My name is Lois Trader. I will disclose up front that I am a guilt-ridden, recovering altruistic, need a ‘purpose-driven-life’, unrelenting on myself, superbly gifted denial queen. I am very deliberative, I do not believe in the “Secret” and yet I believe to be an entertaining kind of gal. I enjoy making others laugh and sometimes I am the only one laughing, which in turn makes others laugh. I spent too many years not laughing. Those years are but a freckle compared to the joy my life holds now and forever.
The idea of my new book is to talk about a woman’s heart. I am a Jewish Believer. I have lived through more than most in my 53 years of life. I am a grandmother of 4, married for 32 years, lost a brother to suicide, a dad to premature heart disease, a grandmother the morning of my dad’s open heart surgery, the fire department had to break into my grandfather’s apartment to find him as close to death as possible – sadly, he took a bottle of sleeping pills and slit his wrists, have a twin brother that I love but lived for 40+ years with guilt and confusion about his unhappiness and how much I should own of it, if any.
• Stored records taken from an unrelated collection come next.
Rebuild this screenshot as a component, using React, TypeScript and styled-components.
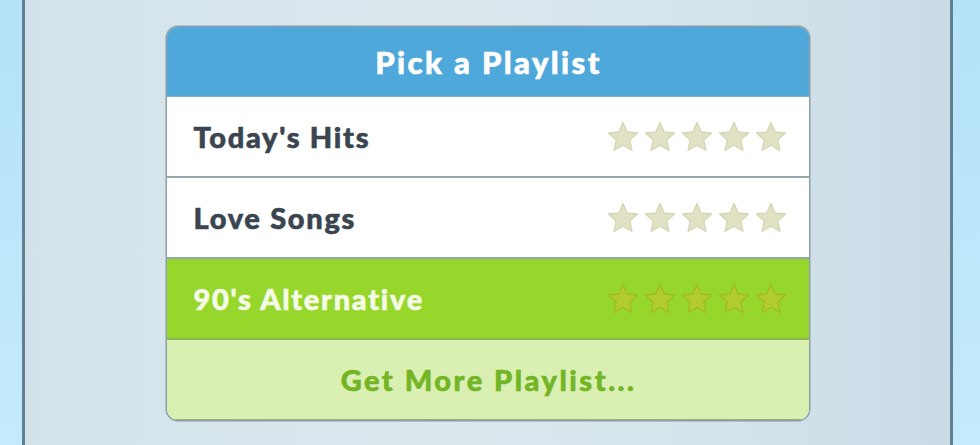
import React from "react";
import styled, { createGlobalStyle } from "styled-components";

const Global = createGlobalStyle`
  html, body { margin: 0; padding: 0; }
  body { width: 980px; height: 445px; overflow: hidden; font-family: "Lato", "DejaVu Sans", sans-serif; }
`;

const Screen = styled.div`
  display: flex;
  width: 980px;
  height: 445px;
`;

const SideStrip = styled.div<{ $w: number }>`
  width: ${(p) => p.$w}px;
  flex: none;
  background: linear-gradient(180deg, #b4e2f8 0%, #c4eafb 100%);
`;

const Edge = styled.div`
  width: 3px;
  flex: none;
  background: #5f7f93;
`;

const Panel = styled.div`
  flex: 1;
  display: flex;
  justify-content: center;
  align-items: flex-start;
  padding-top: 27px;
  background: linear-gradient(90deg, #d3e2ea 0%, #dbe7ed 45%, #d4e3eb 75%, #c9dce6 100%);
`;

const Card = styled.div`
  width: 642px;
  border-radius: 11px;
  overflow: hidden;
  box-shadow: 0 0 0 1.5px #8c9ea8;
  display: flex;
  flex-direction: column;
`;

const Header = styled.div`
  height: 70px;
  background: #4fa8da;
  color: #ffffff;
  display: flex;
  align-items: center;
  justify-content: center;
  font-weight: 900;
  font-size: 31px;
  letter-spacing: 2.4px;
  -webkit-text-stroke: 0.6px currentColor;
  padding-left: 2px;
  border-bottom: 1px solid #7fb2cc;
  box-sizing: border-box;
`;

const Row = styled.div<{ $active?: boolean }>`
  height: 81px;
  box-sizing: border-box;
  display: flex;
  align-items: center;
  justify-content: space-between;
  padding: 0 22px 0 27px;
  background: ${(p) => (p.$active ? "#97d62a" : "#ffffff")};
  color: ${(p) => (p.$active ? "#f4fbe6" : "#3a4550")};
  border-bottom: 2px solid ${(p) => (p.$active ? "#8fb65a" : "#9aa6ad")};
  font-weight: 900;
  font-size: 29px;
  letter-spacing: 1.7px;
  -webkit-text-stroke: 0.6px currentColor;
`;

const Stars = styled.div`
  display: flex;
  gap: 5px;
`;

const Footer = styled.div`
  height: 80px;
  background: #d9f0b2;
  color: #74b526;
  display: flex;
  align-items: center;
  justify-content: center;
  font-weight: 900;
  font-size: 29px;
  letter-spacing: 2.5px;
  -webkit-text-stroke: 0.6px currentColor;
  padding-left: 2px;
  border-bottom: 1px solid #95ae7a;
  box-sizing: border-box;
`;

const Star: React.FC<{ active?: boolean }> = ({ active }) => (
  <svg width="32" height="32" viewBox="0 0 32 32">
    <polygon
      points="16,1.5 20.2,11 30.5,12 22.8,19 25,29.5 16,24.2 7,29.5 9.2,19 1.5,12 11.8,11"
      fill={active ? "#b2cb2e" : "#e1e1c4"}
      stroke={active ? "#9fbb26" : "#d6d6b6"}
      strokeWidth="1.3"
      strokeLinejoin="round"
    />
  </svg>
);

const StarRating: React.FC<{ active?: boolean }> = ({ active }) => (
  <Stars>
    {[0, 1, 2, 3, 4].map((i) => (
      <Star key={i} active={active} />
    ))}
  </Stars>
);

const playlists = [
  { name: "Today's Hits", active: false },
  { name: "Love Songs", active: false },
  { name: "90's Alternative", active: true },
];

export default function App() {
  return (
    <>
      <Global />
      <Screen>
        <SideStrip $w={22} />
        <Edge />
        <Panel>
          <Card>
            <Header>Pick a Playlist</Header>
            {playlists.map((p) => (
              <Row key={p.name} $active={p.active}>
                <span>{p.name}</span>
                <StarRating active={p.active} />
              </Row>
            ))}
            <Footer>Get More Playlist...</Footer>
          </Card>
        </Panel>
        <Edge />
        <SideStrip $w={27} />
      </Screen>
    </>
  );
}
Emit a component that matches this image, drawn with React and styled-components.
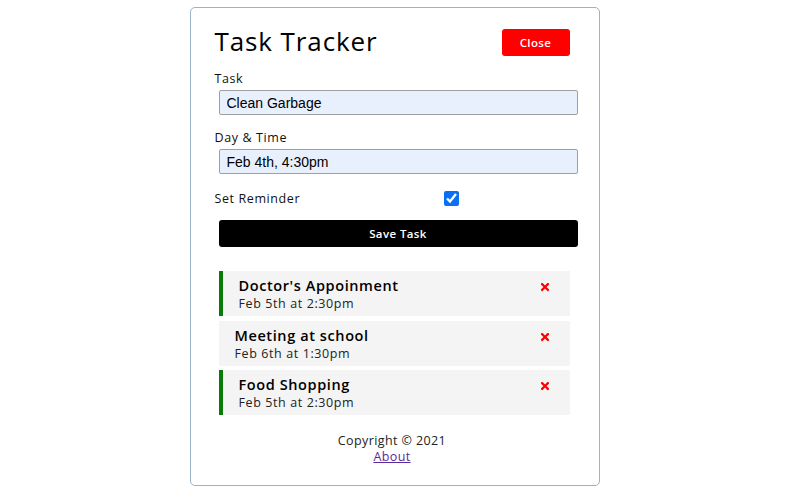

At 37 years of age I was told I had ten years to live, maybe. I didn’t know if I really wanted to live. I had just lived through being in an abusive ten year relationship with a Pastor that on the outside church was changing southern CA and on the inside had taken anything that even resembled me away. At 47 years of age – recovered, happy, and well had a big birthday celebration. Two weeks later had a heart attack.